China Town Manager Dan L'Heureux understands security concerns exist. But he also has personally benefited from online interactive technology.

"I've take grad courses where the teachers are at Orono and I'm in Augusta, and there is interaction," he said. "The technology is there."

Thus, he is open to the idea of adding a virtual component to town meetings.

"From my perspective," he said, "I'm open to anything to increase participation."

TRADITION

Others, though, say not so fast to virtual town meetings.

Farmington lawyer H. Paul Mills moderates about six town or special meetings a year and has done so for more than a decade.

He is a self-confessed proponent of this quintessential form of democracy.

Mills remembers when Farmington town meetings were televised live over local access for a few years in the 1990s.

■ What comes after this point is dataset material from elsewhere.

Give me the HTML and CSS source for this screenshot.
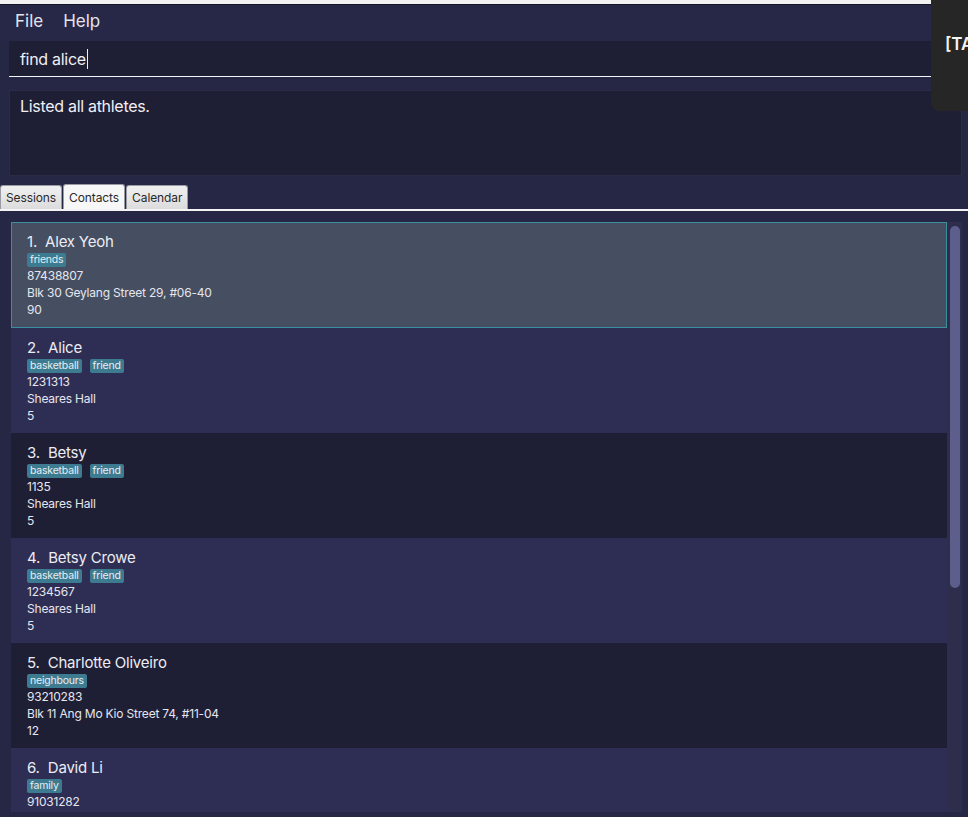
FILE: index.html
```html
<!DOCTYPE html>
<html>
<head>
<meta charset="utf-8">
<link rel="stylesheet" href="styles.css">
</head>
<body>
<div class="topstrip"></div>
<div class="menubar"><span class="menu">File</span><span class="menu">Help</span></div>
<div class="cmd"><span class="cmd-text">find alice</span><span class="caret"></span></div>
<div class="result">Listed all athletes.</div>
<div class="tabs">
  <div class="tab">Sessions</div>
  <div class="tab active">Contacts</div>
  <div class="tab">Calendar</div>
</div>
<div class="listpane">
  <div class="list">
    <div class="card selected">
      <div class="name">1.&nbsp; Alex Yeoh</div>
      <div class="tags"><span class="tag">friends</span></div>
      <div class="line">87438807</div>
      <div class="line">Blk 30 Geylang Street 29, #06-40</div>
      <div class="line">90</div>
    </div>
    <div class="card odd">
      <div class="name">2.&nbsp; Alice</div>
      <div class="tags"><span class="tag">basketball</span><span class="tag">friend</span></div>
      <div class="line">1231313</div>
      <div class="line">Sheares Hall</div>
      <div class="line">5</div>
    </div>
    <div class="card even">
      <div class="name">3.&nbsp; Betsy</div>
      <div class="tags"><span class="tag">basketball</span><span class="tag">friend</span></div>
      <div class="line">1135</div>
      <div class="line">Sheares Hall</div>
      <div class="line">5</div>
    </div>
    <div class="card odd">
      <div class="name">4.&nbsp; Betsy Crowe</div>
      <div class="tags"><span class="tag">basketball</span><span class="tag">friend</span></div>
      <div class="line">1234567</div>
      <div class="line">Sheares Hall</div>
      <div class="line">5</div>
    </div>
    <div class="card even">
      <div class="name">5.&nbsp; Charlotte Oliveiro</div>
      <div class="tags"><span class="tag">neighbours</span></div>
      <div class="line">93210283</div>
      <div class="line">Blk 11 Ang Mo Kio Street 74, #11-04</div>
      <div class="line">12</div>
    </div>
    <div class="card odd last">
      <div class="name">6.&nbsp; David Li</div>
      <div class="tags"><span class="tag">family</span></div>
      <div class="line">91031282</div>
    </div>
  </div>
  <div class="scrolltrack"><div class="thumb"></div></div>
</div>
<div class="popup">[TA</div>
</body>
</html>
```
FILE: styles.css
```css
html, body {
  margin: 0;
  padding: 0;
  width: 968px;
  height: 817px;
  overflow: hidden;
  background: #262645;
  font-family: Inter, "Open Sans", sans-serif;
  color: #e6e6ee;
  position: relative;
}
.topstrip {
  height: 4px;
  background: #f2f2f2;
  border-bottom: 1px solid #141424;
}
.menubar {
  height: 36px;
  box-sizing: border-box;
  display: flex;
  align-items: center;
  padding: 0 0 4px 15px;
  gap: 20px;
  font-size: 17px;
  color: #e4e4ea;
  background: #272748;
}
.cmd {
  margin-left: 9px;
  height: 35px;
  background: #1e1e34;
  border-bottom: 1px solid #f4f4f4;
  display: flex;
  align-items: center;
  padding-left: 11px;
  font-size: 16px;
  color: #f0f0f4;
  letter-spacing: -0.3px;
}
.caret {
  display: inline-block;
  width: 1px;
  height: 20px;
  background: #f0f0f0;
  margin-left: 1px;
}
.result {
  margin: 13px 6px 0 9px;
  background: #1e1e34;
  border: 1px solid #2b2b48;
  box-sizing: border-box;
  height: 86px;
  padding: 5px 0 0 10px;
  font-size: 16px;
  color: #f0f0f4;
  letter-spacing: -0.3px;
}
.tabs {
  margin-top: 8px;
  display: flex;
  gap: 1px;
  height: 25px;
  align-items: flex-end;
  border-bottom: 2px solid #f4f4f4;
}
.tab {
  height: 24px;
  box-sizing: border-box;
  padding: 0 5px;
  border: 1px solid #9a9aa4;
  border-bottom: none;
  border-radius: 3px 3px 0 0;
  background: linear-gradient(#f0f0f0, #dcdcdc);
  color: #2a2a2a;
  font-size: 12px;
  display: flex;
  align-items: center;
  letter-spacing: -0.1px;
}
.tab.active {
  background: #f7f7f7;
  height: 25px;
}
.listpane {
  display: flex;
  padding: 11px 6px 0 11px;
  height: 590px;
  overflow: hidden;
}
.list {
  width: 936px;
  flex: none;
}
.card {
  height: 105px;
  box-sizing: border-box;
  padding: 10px 0 0 16px;
}
.card.last {
  height: 65px;
}
.card.selected {
  background: #454f61;
  border: 1px solid #3a8e9e;
  height: 106px;
  padding: 9px 0 0 15px;
}
.card.odd { background: #2e2e55; }
.card.even { background: #1e1e35; }
.name {
  font-size: 15px;
  height: 20px;
  line-height: 20px;
  color: #ececf2;
  letter-spacing: -0.2px;
}
.tags {
  display: flex;
  gap: 8px;
  height: 15px;
  align-items: flex-start;
  padding-top: 1px;
  box-sizing: border-box;
}
.tag {
  background: #3d7b90;
  color: #e8eef2;
  font-size: 10.5px;
  line-height: 14px;
  height: 14px;
  padding: 0 3px;
  border-radius: 2px;
  letter-spacing: -0.2px;
}
.line {
  font-size: 12px;
  line-height: 17px;
  color: #e6e6ee;
  letter-spacing: -0.2px;
}
.scrolltrack {
  width: 15px;
  background: #2e2e4c;
  padding: 4px 2px 0 3px;
  box-sizing: border-box;
  height: 590px;
}
.thumb {
  width: 10px;
  height: 362px;
  background: #5e5e8c;
  border-radius: 5px;
}
.popup {
  position: absolute;
  top: 0;
  left: 931px;
  width: 37px;
  height: 111px;
  background: #262626;
  border-radius: 0 0 0 8px;
  color: #f4f4f4;
  font-size: 17px;
  font-weight: 600;
  padding: 34px 0 0 14px;
  box-sizing: border-box;
  white-space: nowrap;
  overflow: hidden;
}
```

Nowadays, he said, the meeting is televised on a taped basis -- and he prefers that approach.

"I think it's better taped," he said, "because it encourages more people to come to the meeting."

There also is the "if it ain't broke, don't fix it" argument.

Albion Town Clerk Amanda Dow said between 100 and 150 residents attend the town's annual meeting.

"I think Albion likes the old-fashioned way," she said. "I think people like to come out to (town meetings)."

Mills, too, considers the status quo as healthy and vibrant.

He recalls a nasty weather day about three years ago when towns across the region postponed their town meeting.

The town of Industry, he said, was one of the exceptions and its fortitude was rewarded.

"Industry had one of its biggest turnouts," Mills said. "People showed their community spirit. Everybody has a four-wheel-drive vehicle or a pickup truck or a neighbor who has one."

Turnout aside, there also is the real-life town meeting experience to consider, Mills argues.

"The process of town meeting is a very open, give-and-take, interactive process," he said. "You certainly have a way of evaluating people's demeanors when you see them face-to-face. Negotiation often takes place at town meeting, and there's something authentic to that kind of process."